How might a system of property rights work? Salter and Leeson offer some examples from international trade. First, an example from history:
In the ninth and tenth centuries a professional class of merchants emerged across Europe. These merchants confronted the central obstacle of international anarchy pointed to above: the absence of a supranational sovereign that could protect international traders’ property rights, enabling the growth of international commerce. … In response to such obstacles to international commerce, medieval merchants resolved international commercial disputes privately on the basis of merchant-developed law in private, merchant-developed courts. This system of self-enforcing property rights is called the
medieval lex mercatoria (law merchant).
They argue that this system of law functioned because of the “discipline of continuous dealings,” which basically means that it\’s not worth defying the private law in any given case, because by doing so, you would lose the ability to be protected by the private law in all future cases. They write: \”Since the gain from defecting is a onetime gain but the gains lost from defecting even once are forever, if parties don’t discount the future excessively, they earn more by always cooperating than by ever defecting. Property rights are self-enforcing.\”
Trade disputes in modern times are also often handled by private arbitrators. Salter and Leeson explain (again, citations omitted):
Given the difficulties, and for many years the impossibility, of using national sovereigns to enforce international commercial disputes, contemporary international traders rely on private international arbitration associations instead. Indeed, at least 90 percent of modern international commercial contracts contain clauses stipulating the resolution of contractual disputes via private arbitration. The sums of money at stake in these private courts are enormous. For example, in 2001 roughly 1,500 parties from 115 countries used the arbitration services of the International Chamber of Commerce (ICC), the largest of such organizations, in property conflicts that ranged in value from $50 to $1 billion. Over 60 percent of these disputes were for amounts between $1 million and $1 billion.
Over time, international treaties now mean that national governments have agreed to enforce the decisions of these private panels: \”In 1958 the first multinational treaty aimed at facilitating the enforcement of private international arbitral decisions in the national courts of sovereigns emerged: the United Nations New York Convention on the Recognition and Enforcement of Foreign Arbitral Awards. Since then, many, though not all, countries have signed the New York Convention (NYC).\”

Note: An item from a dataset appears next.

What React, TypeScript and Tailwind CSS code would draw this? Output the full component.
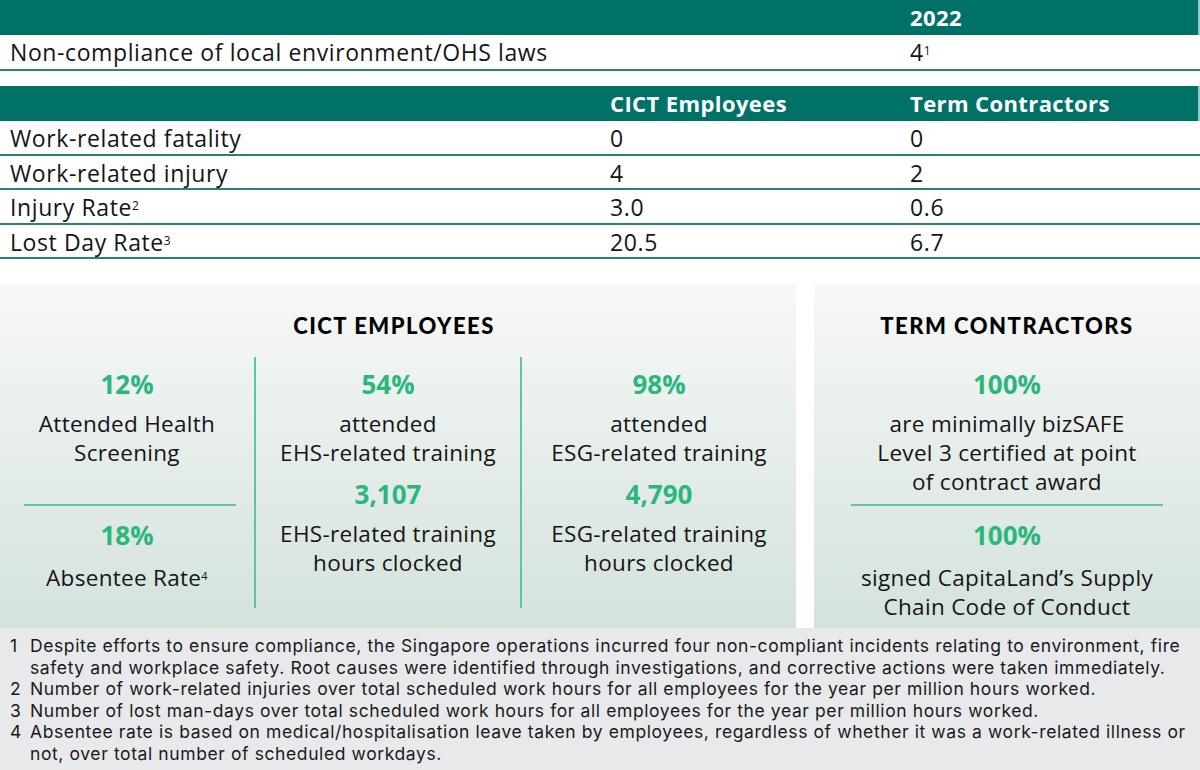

Their bottom line is that it is not necessary to have a government that rules outer space in order to have a recognized legal system for dispute resolution in outer space. They write:
Perhaps commercial space pioneers would use already-existing arbitration associations, such as the ICC, in order to enforce celestial property rights. Or perhaps a body of private outer space law—informed at its core by familiar precedents relating to nuisance, damages, liability, and so on—might progress to the point that space-specific arbitration agencies, employing their own experts in space law, would serve as the primary dispute resolution mechanism and process by which precedent is set. Alternatively, the first space pioneers might have a voluntary convention in which their representatives form a kind of outer space “social contract,” thereby setting the rules for original appropriation of unowned resources, property rights enforcement, and the proper bounds of behavior between parties when one party’s behavior imposes uncompensated burdens on others.
The Salter and Leeson argument is usefully mind-expanding about the potential for private property rights. But as they point out at the end of the article, their argument is essentially one of economics, not of politics. I can easily imagine the kind of regime that they describe as useful for thinking about issues that arise between those who are operating in outer space, applying to the times when they are operating in outer space.
But the first time resources or other resources from outer space are brought to Earth in sufficient quantities to be worth a lot of money, or to move prices of minerals in Earth-markets, I suspect that any agreements reached by those who were travelling in outer space will come under Earthly political challenge. Denmark recently announced that it was challenging Russia and Canada for control over the territory that includes the North Pole, and the United States and Greenland also have ongoing claims in Arctic waters. I suspect that nations will try to assert jurisdiction over outer space, too.